_Data segment_:
----

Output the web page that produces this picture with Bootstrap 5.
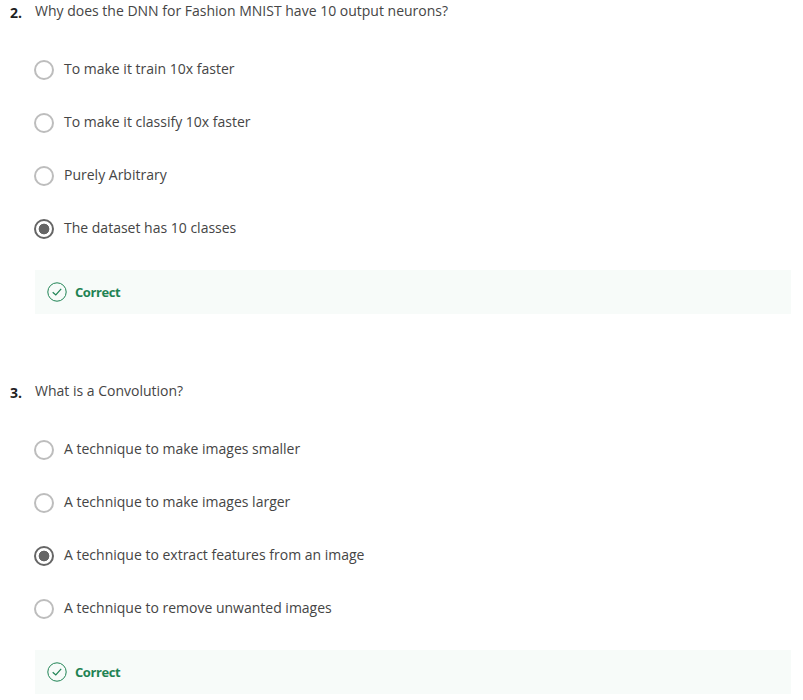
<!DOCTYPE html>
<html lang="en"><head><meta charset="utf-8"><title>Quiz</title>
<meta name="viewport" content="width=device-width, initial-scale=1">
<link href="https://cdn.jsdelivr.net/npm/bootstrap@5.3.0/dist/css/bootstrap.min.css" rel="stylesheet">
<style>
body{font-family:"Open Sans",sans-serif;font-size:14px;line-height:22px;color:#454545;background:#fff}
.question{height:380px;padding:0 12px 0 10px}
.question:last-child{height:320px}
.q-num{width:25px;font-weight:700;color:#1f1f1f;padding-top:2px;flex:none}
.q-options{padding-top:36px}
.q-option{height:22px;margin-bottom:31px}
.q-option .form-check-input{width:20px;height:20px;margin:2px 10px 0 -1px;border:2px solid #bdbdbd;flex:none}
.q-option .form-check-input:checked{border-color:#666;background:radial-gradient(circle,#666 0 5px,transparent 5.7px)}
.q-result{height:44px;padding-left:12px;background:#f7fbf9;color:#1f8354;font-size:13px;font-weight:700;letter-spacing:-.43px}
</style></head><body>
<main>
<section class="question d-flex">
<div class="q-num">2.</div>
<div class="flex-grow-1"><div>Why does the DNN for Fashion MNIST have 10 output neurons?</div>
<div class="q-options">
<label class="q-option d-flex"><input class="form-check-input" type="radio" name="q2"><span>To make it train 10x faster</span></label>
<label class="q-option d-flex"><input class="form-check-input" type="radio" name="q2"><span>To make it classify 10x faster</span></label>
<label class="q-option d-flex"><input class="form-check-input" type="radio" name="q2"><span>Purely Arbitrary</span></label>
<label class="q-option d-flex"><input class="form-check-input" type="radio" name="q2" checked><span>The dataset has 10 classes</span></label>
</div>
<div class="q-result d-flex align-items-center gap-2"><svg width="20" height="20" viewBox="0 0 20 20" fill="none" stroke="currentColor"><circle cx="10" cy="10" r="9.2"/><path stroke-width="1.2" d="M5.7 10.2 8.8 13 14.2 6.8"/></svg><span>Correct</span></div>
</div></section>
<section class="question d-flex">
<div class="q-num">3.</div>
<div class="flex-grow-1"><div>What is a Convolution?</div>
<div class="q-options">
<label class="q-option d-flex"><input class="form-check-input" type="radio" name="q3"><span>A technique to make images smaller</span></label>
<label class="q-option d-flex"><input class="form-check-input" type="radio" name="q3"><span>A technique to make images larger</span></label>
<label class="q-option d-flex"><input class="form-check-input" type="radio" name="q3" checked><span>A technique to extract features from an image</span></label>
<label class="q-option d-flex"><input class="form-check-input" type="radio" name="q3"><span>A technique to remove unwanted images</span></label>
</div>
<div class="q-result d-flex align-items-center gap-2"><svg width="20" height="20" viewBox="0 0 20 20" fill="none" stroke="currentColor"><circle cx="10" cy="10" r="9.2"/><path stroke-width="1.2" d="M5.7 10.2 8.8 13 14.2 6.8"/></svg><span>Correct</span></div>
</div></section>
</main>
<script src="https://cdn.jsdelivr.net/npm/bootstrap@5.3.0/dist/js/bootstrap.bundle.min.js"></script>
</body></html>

----

_What to produce_: Extract every line of the data exactly; pictures stay out.

_Answer for the task_:
Output the web page that produces this picture with Bootstrap 5.
<!DOCTYPE html>
<html lang="en"><head><meta charset="utf-8"><title>Quiz</title>
<meta name="viewport" content="width=device-width, initial-scale=1">
<link href="https://cdn.jsdelivr.net/npm/bootstrap@5.3.0/dist/css/bootstrap.min.css" rel="stylesheet">
<style>
body{font-family:"Open Sans",sans-serif;font-size:14px;line-height:22px;color:#454545;background:#fff}
.question{height:380px;padding:0 12px 0 10px}
.question:last-child{height:320px}
.q-num{width:25px;font-weight:700;color:#1f1f1f;padding-top:2px;flex:none}
.q-options{padding-top:36px}
.q-option{height:22px;margin-bottom:31px}
.q-option .form-check-input{width:20px;height:20px;margin:2px 10px 0 -1px;border:2px solid #bdbdbd;flex:none}
.q-option .form-check-input:checked{border-color:#666;background:radial-gradient(circle,#666 0 5px,transparent 5.7px)}
.q-result{height:44px;padding-left:12px;background:#f7fbf9;color:#1f8354;font-size:13px;font-weight:700;letter-spacing:-.43px}
</style></head><body>
<main>
<section class="question d-flex">
<div class="q-num">2.</div>
<div class="flex-grow-1"><div>Why does the DNN for Fashion MNIST have 10 output neurons?</div>
<div class="q-options">
<label class="q-option d-flex"><input class="form-check-input" type="radio" name="q2"><span>To make it train 10x faster</span></label>
<label class="q-option d-flex"><input class="form-check-input" type="radio" name="q2"><span>To make it classify 10x faster</span></label>
<label class="q-option d-flex"><input class="form-check-input" type="radio" name="q2"><span>Purely Arbitrary</span></label>
<label class="q-option d-flex"><input class="form-check-input" type="radio" name="q2" checked><span>The dataset has 10 classes</span></label>
</div>
<div class="q-result d-flex align-items-center gap-2"><svg width="20" height="20" viewBox="0 0 20 20" fill="none" stroke="currentColor"><circle cx="10" cy="10" r="9.2"/><path stroke-width="1.2" d="M5.7 10.2 8.8 13 14.2 6.8"/></svg><span>Correct</span></div>
</div></section>
<section class="question d-flex">
<div class="q-num">3.</div>
<div class="flex-grow-1"><div>What is a Convolution?</div>
<div class="q-options">
<label class="q-option d-flex"><input class="form-check-input" type="radio" name="q3"><span>A technique to make images smaller</span></label>
<label class="q-option d-flex"><input class="form-check-input" type="radio" name="q3"><span>A technique to make images larger</span></label>
<label class="q-option d-flex"><input class="form-check-input" type="radio" name="q3" checked><span>A technique to extract features from an image</span></label>
<label class="q-option d-flex"><input class="form-check-input" type="radio" name="q3"><span>A technique to remove unwanted images</span></label>
</div>
<div class="q-result d-flex align-items-center gap-2"><svg width="20" height="20" viewBox="0 0 20 20" fill="none" stroke="currentColor"><circle cx="10" cy="10" r="9.2"/><path stroke-width="1.2" d="M5.7 10.2 8.8 13 14.2 6.8"/></svg><span>Correct</span></div>
</div></section>
</main>
<script src="https://cdn.jsdelivr.net/npm/bootstrap@5.3.0/dist/js/bootstrap.bundle.min.js"></script>
</body></html>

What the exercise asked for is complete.